**EXERCISE GOAL**: Select and copy out every line in the records containing "components".

**INPUT FOR THIS TASK**:
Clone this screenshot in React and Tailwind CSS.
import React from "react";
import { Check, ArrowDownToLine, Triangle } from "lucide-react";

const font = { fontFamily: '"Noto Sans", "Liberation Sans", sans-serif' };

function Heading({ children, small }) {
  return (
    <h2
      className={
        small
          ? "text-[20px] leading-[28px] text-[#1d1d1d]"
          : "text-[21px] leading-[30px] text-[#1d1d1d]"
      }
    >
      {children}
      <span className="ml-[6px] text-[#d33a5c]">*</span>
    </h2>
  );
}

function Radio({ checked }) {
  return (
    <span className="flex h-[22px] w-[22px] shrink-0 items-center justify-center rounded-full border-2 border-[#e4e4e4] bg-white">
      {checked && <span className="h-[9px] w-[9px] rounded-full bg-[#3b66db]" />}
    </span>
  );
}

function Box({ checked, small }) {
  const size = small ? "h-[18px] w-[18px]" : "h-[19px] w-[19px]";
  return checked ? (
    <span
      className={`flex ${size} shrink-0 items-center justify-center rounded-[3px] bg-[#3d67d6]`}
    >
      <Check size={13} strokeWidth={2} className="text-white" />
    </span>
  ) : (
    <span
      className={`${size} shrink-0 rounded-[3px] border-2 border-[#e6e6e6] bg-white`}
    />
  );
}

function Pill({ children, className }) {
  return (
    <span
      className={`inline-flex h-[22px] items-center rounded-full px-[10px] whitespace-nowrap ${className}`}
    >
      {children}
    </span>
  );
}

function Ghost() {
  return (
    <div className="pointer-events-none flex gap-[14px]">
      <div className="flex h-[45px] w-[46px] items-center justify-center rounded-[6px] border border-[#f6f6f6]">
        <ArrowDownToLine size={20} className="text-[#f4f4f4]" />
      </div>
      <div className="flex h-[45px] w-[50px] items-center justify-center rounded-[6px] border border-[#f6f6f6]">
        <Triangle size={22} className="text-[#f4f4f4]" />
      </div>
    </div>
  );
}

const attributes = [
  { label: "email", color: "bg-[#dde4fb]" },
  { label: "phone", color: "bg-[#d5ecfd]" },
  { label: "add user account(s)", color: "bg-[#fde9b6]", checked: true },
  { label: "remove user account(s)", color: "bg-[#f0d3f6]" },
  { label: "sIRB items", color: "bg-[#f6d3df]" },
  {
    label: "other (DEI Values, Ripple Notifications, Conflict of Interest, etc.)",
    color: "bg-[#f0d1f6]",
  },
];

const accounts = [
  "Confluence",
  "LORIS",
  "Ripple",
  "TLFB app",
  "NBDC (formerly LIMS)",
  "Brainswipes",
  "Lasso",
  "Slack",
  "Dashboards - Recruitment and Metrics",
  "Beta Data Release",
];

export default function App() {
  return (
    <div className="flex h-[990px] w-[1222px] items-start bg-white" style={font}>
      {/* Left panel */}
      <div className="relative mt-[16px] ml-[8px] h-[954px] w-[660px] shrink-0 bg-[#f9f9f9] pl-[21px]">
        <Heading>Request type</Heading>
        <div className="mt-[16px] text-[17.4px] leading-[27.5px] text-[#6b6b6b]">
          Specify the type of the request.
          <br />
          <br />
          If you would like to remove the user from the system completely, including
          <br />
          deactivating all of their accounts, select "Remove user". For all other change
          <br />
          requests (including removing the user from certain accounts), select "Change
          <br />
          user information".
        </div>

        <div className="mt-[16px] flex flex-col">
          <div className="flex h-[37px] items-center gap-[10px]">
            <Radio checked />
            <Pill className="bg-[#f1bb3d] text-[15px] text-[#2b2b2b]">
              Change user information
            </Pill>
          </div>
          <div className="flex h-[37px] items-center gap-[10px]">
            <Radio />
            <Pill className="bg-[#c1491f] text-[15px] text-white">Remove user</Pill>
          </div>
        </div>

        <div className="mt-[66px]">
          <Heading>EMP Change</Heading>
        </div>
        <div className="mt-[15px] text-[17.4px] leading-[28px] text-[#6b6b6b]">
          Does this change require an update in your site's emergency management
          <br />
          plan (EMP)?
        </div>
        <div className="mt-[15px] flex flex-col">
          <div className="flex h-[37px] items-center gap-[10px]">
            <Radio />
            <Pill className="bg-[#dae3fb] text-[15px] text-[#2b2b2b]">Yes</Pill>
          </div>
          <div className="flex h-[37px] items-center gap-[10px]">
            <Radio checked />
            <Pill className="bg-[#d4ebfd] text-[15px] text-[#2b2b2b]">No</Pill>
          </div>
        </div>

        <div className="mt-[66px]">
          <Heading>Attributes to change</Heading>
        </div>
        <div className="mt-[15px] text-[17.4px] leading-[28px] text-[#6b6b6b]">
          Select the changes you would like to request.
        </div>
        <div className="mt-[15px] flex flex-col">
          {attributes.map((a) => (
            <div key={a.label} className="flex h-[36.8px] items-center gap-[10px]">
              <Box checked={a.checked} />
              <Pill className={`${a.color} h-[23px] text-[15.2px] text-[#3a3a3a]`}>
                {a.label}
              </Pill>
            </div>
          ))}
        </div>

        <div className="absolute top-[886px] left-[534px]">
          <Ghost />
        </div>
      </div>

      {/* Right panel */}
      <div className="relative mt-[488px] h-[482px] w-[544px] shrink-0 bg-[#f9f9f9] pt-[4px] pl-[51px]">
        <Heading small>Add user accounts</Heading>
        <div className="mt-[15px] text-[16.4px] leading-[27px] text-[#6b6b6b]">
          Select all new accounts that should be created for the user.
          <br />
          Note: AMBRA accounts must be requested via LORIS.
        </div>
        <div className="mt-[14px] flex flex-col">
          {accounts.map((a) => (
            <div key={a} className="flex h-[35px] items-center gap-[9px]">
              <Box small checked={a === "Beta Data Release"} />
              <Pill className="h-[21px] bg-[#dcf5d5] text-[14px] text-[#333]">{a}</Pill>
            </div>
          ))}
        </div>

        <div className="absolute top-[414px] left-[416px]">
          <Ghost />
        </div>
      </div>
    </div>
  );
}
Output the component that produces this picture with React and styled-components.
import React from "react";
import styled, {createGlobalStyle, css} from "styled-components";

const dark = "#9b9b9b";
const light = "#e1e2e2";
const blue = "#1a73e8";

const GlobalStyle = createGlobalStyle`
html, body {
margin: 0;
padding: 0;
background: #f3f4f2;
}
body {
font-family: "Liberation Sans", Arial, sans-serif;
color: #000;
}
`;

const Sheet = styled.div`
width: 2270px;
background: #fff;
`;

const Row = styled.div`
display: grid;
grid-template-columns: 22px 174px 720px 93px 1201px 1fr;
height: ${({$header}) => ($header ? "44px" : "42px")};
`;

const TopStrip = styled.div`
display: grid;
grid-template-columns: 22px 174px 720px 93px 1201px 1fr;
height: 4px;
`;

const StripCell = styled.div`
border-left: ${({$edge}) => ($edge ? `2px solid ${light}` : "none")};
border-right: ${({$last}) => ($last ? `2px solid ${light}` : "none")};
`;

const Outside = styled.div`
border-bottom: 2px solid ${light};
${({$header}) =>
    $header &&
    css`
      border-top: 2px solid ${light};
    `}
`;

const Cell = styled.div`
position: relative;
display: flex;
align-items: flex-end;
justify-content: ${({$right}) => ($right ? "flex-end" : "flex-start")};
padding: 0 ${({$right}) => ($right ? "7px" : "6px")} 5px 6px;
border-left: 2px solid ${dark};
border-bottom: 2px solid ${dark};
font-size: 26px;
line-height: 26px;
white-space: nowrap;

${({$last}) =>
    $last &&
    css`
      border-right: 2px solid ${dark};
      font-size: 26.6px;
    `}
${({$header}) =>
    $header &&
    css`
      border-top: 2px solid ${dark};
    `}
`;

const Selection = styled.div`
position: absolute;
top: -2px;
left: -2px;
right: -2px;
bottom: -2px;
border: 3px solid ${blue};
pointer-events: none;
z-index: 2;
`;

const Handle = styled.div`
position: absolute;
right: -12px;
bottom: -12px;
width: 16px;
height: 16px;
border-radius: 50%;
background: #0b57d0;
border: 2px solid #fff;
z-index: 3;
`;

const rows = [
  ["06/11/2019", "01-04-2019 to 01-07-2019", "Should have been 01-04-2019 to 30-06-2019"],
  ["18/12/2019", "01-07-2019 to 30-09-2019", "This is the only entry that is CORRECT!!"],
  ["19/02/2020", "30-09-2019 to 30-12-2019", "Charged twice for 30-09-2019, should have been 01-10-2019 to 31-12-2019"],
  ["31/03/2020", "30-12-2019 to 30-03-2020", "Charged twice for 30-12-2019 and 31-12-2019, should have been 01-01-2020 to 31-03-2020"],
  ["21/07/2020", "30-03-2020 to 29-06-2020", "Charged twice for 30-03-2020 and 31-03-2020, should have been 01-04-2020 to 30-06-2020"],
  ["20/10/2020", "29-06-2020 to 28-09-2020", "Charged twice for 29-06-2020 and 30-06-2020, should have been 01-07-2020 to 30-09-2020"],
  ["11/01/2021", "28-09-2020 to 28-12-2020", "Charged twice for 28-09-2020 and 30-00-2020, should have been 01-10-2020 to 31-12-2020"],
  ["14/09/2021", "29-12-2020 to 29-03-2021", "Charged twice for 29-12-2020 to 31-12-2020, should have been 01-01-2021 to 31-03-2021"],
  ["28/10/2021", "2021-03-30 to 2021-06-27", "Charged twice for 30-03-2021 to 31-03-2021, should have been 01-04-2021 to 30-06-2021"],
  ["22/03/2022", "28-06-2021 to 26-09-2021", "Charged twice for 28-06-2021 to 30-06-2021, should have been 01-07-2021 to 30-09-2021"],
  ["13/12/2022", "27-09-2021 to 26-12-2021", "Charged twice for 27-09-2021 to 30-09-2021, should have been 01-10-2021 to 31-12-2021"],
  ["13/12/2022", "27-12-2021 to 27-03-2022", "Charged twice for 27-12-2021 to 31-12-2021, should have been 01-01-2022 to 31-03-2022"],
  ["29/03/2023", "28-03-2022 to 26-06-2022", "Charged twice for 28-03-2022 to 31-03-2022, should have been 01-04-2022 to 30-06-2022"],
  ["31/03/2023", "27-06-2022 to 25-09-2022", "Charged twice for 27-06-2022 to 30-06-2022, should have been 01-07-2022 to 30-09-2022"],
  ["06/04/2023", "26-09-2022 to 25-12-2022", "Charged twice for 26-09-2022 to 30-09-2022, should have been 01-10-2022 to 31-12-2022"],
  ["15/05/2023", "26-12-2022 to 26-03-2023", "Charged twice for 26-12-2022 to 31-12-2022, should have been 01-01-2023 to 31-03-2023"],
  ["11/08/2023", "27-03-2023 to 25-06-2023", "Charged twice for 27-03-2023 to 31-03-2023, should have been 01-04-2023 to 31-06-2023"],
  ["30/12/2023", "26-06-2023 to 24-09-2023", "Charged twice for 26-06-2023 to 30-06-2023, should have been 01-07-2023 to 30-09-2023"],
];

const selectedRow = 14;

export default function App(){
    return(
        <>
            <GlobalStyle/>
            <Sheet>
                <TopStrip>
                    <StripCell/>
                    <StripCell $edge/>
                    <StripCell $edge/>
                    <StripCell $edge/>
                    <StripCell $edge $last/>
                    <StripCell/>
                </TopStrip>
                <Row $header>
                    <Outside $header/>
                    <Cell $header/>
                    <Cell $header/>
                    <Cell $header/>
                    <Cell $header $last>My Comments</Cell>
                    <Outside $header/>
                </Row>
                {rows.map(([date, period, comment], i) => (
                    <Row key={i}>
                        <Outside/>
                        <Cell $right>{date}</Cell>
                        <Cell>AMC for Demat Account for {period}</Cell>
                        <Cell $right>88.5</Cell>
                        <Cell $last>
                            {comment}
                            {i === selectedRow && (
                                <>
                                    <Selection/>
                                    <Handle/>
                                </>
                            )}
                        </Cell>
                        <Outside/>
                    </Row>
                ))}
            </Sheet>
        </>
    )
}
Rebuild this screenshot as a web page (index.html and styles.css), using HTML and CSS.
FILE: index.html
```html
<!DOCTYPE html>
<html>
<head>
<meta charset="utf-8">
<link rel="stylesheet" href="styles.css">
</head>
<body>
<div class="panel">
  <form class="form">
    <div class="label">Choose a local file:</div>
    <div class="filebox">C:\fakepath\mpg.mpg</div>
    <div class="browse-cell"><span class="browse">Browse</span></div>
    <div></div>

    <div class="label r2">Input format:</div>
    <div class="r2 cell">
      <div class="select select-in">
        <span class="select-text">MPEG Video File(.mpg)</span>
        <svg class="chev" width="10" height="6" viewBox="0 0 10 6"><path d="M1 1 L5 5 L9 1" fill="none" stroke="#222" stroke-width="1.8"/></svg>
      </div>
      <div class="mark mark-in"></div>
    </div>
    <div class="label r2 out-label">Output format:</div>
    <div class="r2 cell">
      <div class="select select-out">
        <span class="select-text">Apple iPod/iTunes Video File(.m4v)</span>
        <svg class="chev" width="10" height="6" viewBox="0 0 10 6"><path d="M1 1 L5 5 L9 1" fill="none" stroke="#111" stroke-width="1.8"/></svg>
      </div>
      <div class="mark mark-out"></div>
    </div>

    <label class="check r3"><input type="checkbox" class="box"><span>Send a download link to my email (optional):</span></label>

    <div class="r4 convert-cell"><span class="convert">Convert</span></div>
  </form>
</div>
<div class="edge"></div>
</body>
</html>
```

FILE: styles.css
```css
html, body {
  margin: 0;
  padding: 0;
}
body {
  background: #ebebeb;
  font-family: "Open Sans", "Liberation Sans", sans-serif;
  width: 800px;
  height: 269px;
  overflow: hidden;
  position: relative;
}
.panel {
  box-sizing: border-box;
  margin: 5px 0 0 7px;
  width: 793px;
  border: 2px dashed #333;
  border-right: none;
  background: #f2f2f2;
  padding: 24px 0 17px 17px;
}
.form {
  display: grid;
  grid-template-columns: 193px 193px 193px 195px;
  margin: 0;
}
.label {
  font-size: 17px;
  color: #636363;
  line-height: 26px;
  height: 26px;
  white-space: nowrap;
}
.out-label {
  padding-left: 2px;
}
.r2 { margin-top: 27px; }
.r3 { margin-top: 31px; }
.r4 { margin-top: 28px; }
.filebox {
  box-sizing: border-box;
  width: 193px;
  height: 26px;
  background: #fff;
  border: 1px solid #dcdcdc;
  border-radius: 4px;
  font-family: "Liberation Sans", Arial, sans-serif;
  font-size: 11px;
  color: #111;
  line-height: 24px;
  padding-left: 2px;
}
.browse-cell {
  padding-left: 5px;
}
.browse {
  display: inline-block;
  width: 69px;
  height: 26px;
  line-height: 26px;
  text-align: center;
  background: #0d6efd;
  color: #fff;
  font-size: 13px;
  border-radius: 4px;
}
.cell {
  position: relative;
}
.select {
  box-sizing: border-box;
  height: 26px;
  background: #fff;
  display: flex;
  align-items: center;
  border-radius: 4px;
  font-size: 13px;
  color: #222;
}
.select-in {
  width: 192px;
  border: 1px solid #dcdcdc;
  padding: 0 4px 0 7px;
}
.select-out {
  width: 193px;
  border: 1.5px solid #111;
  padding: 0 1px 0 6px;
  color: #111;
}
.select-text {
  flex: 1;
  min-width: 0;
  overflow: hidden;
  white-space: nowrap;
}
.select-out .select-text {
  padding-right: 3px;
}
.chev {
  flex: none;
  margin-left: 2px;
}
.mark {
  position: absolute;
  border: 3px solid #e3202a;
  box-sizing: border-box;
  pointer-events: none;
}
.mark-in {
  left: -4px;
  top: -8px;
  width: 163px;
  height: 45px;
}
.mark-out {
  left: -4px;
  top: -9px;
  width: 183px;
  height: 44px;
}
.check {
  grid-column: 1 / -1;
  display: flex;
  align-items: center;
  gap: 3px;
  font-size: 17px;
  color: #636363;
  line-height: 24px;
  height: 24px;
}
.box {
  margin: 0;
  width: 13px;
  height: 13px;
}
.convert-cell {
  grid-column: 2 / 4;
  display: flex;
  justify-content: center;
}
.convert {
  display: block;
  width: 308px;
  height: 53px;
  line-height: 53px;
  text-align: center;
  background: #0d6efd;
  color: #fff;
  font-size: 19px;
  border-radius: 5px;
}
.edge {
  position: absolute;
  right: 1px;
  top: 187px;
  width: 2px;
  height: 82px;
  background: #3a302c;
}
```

**TASK SOLUTION**:
Output the component that produces this picture with React and styled-components.
import styled, {createGlobalStyle, css} from "styled-components";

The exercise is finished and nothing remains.